By Michael Walsh
What a thrill it must have been for Neill Blomkamp. The South African native was named director of the Peter Jackson-produced Halo film project back in 2007. Can a first feature film get more daunting? Unfortunately for Blomkamp, the project never happened. The Halo film was dead and according to Microsoft is still sitting on the shelves.
But as Jackson said himself, the day Halo died is the day District 9 was born. Jackson decided to give Blomkamp the directorial shot they owed him, and that shot turned out to be a feature length version of Blomkamp’s own short film Alive in Joburg.

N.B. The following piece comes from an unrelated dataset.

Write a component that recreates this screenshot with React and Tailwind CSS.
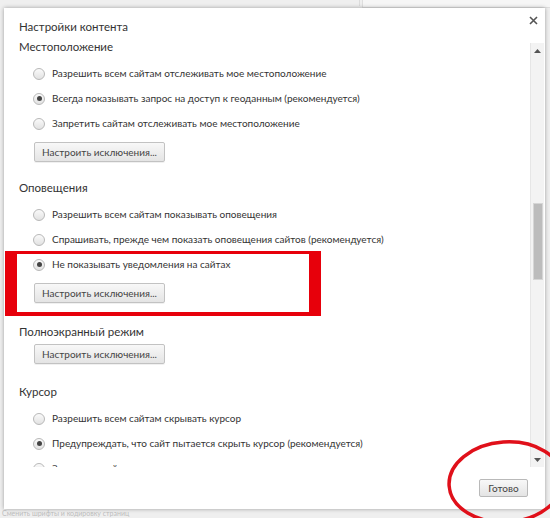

In documentary-like fashion, District 9 follows Wikus van de Merwe (Sharlto Copley), a MNU bureaucrat assigned to evict and move the residing and stranded alien species to a new refugee camp in Johannesburg, South Africa. After being exposed to a less-than-desirable alien substance, Wilkus attempts to survive on the run from the very MNU agency he worked for as he tries to help the aliens flee from the planet.
All I have to say for the time being is forget Halo. Who needs a highly revered set of characters and stories when you have the pure genius and originality of Neill Blomkamp at the helm? District 9 is an extraordinary feature film debut for director/writer Blomkamp and the kind of science fiction film some filmmakers would dream to make.
It breathes heavy with originality but doesn’t shy away from borrowing things from the classics, like the ongoing metamorphosis of Wilkus being strikingly similar in ferocity to that of Seth Brundle’s excruciating change to fly in David Cronenberg’s The Fly. District 9 is a science fiction classic all by itself, and Blomkamp didn’t need the backing of a popular videogame to do so. In a perfect Hollywood, more District 9’s and less Halo’s would be made.
An outstanding aspect of District 9 is the absolute emotional honesty poured into the film. Blomkamp had first hand experience of apartheid in South Africa while growing up. Say what you will about the message seeping through the film’s pores, but Blomkamp’s vision of truth and honesty is evident and isn’t something you will find in most films of this kind. District 9 is truly a gritty breeding ground for degradation and pain, and the emotion is found from all parties whether it is human or alien. Both sides are given a fair shake at being good and evil, and the balance plays out well for the emotional tenacity of the film, a dimension some science fiction films about alien invaders don’t carry at all.
The true naturalistic cinéma vérité style of Blomkamp is executed as perfect as it has ever been done inside the science fiction/horror genres. Where other films come off as being unnatural and fake, Blomkamp’s direction and editing of the whole entire process is nearly perfect, making it truly feel as though the agents and people of Johannesburg are actually socializing and interacting with an alien species. Strange, I know, but this film looks great, proving a smallish budget of $30 million can bring great success at the hands of someone like Blomkamp.
One for the ages, District 9 is the best film I’ve seen all summer, and should serve as a blueprint for how to do the genre right in the 21st century. From a script that actually makes you care about its beings to great visual execution at a small price, Blomkamp proves you can make an engaging and heart-pounding masterpiece without the big names or the excessive wad of cash. Can someone please screen this film over and over again in front of all the executives in Hollywood? And make them take notes.